XXX DOMINGO ORDINARIO
(Eclesiástico
35:12-14, 16-18; II Timoteo 4:6-8, 16-18; Lucas 18:9-14)
Las
parábolas del Evangelio según san Lucas son como las baladas en la radio: a
menudo transmiten la sabiduría de una
manera atractiva. En el evangelio de hoy, Jesús nos ofrece otra parábola
fascinante. Esta vez nos enseña cómo orar mediante la historia del fariseo y el
publicano que rezan en el Templo. Ambos vivieron en circunstancias distintas a
las nuestras. Sin embargo, al vernos reflejados en los dos, podemos aprovechar
abundantemente la lección.
Aunque los
fariseos parecen villanos en los cuatro evangelios, ellos salvaron al judaísmo
de la extinción. Después del derrumbe del Templo, los fariseos reorganizaron la
religión en torno a la Ley de Moisés. Para asegurar su cumplimiento,
desarrollaron costumbres conocidas como la ley oral. Jesús se opuso a esta
nueva ley por estar demasiado preocupada con los detalles. Dijo que, al
procurar cumplirla, los fariseos a menudo se olvidaban de la primacía de la
compasión. Los acusó de agobiar a los pobres con prácticas innecesarias.
Jesús tuvo
algunos fariseos como amigos, pero, en general, los consideró arrogantes y
despiadados. Por eso, pone a un fariseo como ejemplo de la manera incorrecta de
orar en el evangelio de hoy. Lo caracteriza con los vicios que afectan a muchos
reformadores: pensar en sí mismo como mejor que los demás; tener prejuicios
contra otros tipos de personas; carecer de humildad ante Dios; y preocuparse
por dejar una buena impresión.
Aunque no
nos gustan las actitudes de los fariseos, no es raro que nos comportemos de
manera semejante. Por supuesto, como ellos, practicamos regularmente nuestra
religión —y eso no es malo—. Sin embargo, también como ellos solemos justificar
nuestras faltas. Además, estamos inclinados a considerarnos mejores que la
mayoría de la gente, y casi tan buenos como los verdaderamente santos. Somos
lentos para reconocer nuestras propias faltas, pero rápidos para notar las de
los demás. Queremos que se nos reconozca como inteligentes, atractivos,
trabajadores y generosos, aunque no siempre lo seamos. Por eso, no nos
abstenemos de fingir esas cualidades.
Los
publicanos recaudaban impuestos en nombre del Imperio romano. En su mayoría
eran romanos, pero se permitía que algunos judíos ocuparan ese oficio. Por
colaborar con los opresores, los publicanos judíos provocaban el resentimiento
del pueblo. Su trabajo les daba la oportunidad de extorsionar a la gente, lo
que generaba aún más rencor.
Jesús pasó
bastante tiempo con los publicanos en su esfuerzo por proclamar la misericordia
de Dios. Es posible que los encontrara más dispuestos a arrepentirse que a
otros. Al menos, Zaqueo —el jefe de los publicanos— demostró buena voluntad de
arrepentirse cuando se encontró con Jesús en el evangelio que habríamos leído
el próximo domingo si no fuera por el Día de Todos los Fieles Difuntos.
Como los
publicanos, nosotros también estamos inclinados a la avaricia. Incluso es
posible que participemos en pequeños engaños para ganar más dinero. Sin
embargo, también como el publicano de la parábola, golpeamos nuestro pecho
durante la misa y pedimos perdón al Señor en el Sacramento de la
Reconciliación.
Pero pedir
perdón no basta para ser justificado. Los pecadores deben reformar sus vidas.

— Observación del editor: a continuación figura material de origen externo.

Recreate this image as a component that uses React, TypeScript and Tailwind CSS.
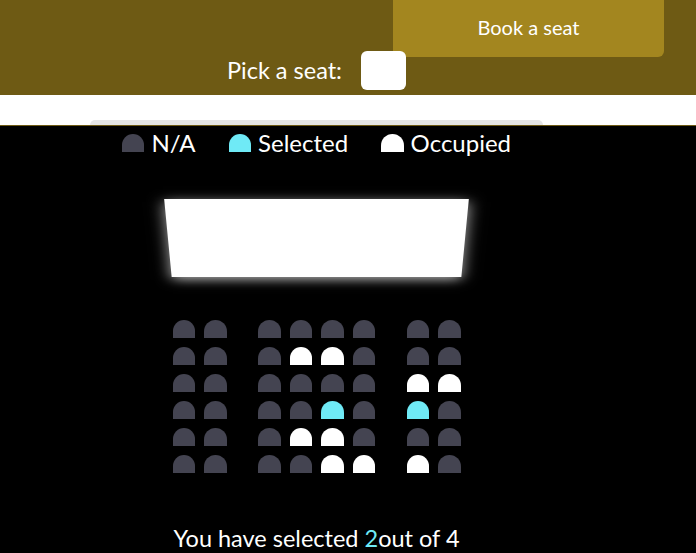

En el caso del publicano de esta parábola, se da por sentado que hizo los
cambios requeridos. En la historia de Zaqueo, el jefe de los publicanos promete
dar la mitad de sus bienes a los pobres antes de que Jesús lo declare salvado.
En un
domingo este pasado verano, aprendimos de Jesús que debemos servir a los demás
como el Buen Samaritano. Luego, el domingo siguiente, nos enseñó que es mejor
escucharlo como María que servirlo como Marta. Jesús no se contradijo, sino que
nos invitó a discernir bien los momentos para escucharlo y los momentos para
servirlo. De modo semejante, los evangelios del domingo pasado y del de hoy
están coordinados. Recordamos cómo nos instruyó el domingo pasado a orar
persistentemente con la parábola de la viuda y el juez corrupto. Hoy nos
explica que la oración constante no basta si no está acompañada por la humildad
ante Dios.
Aunque somos
arrogantes como el fariseo y avariciosos como el publicano, no estamos
perdidos. Por la humildad del arrepentimiento y la oración del corazón
contrito, Jesucristo nos justificará. Sin arrepentimiento, la oración es
presunción; con arrepentimiento, la oración nos gana la salvación.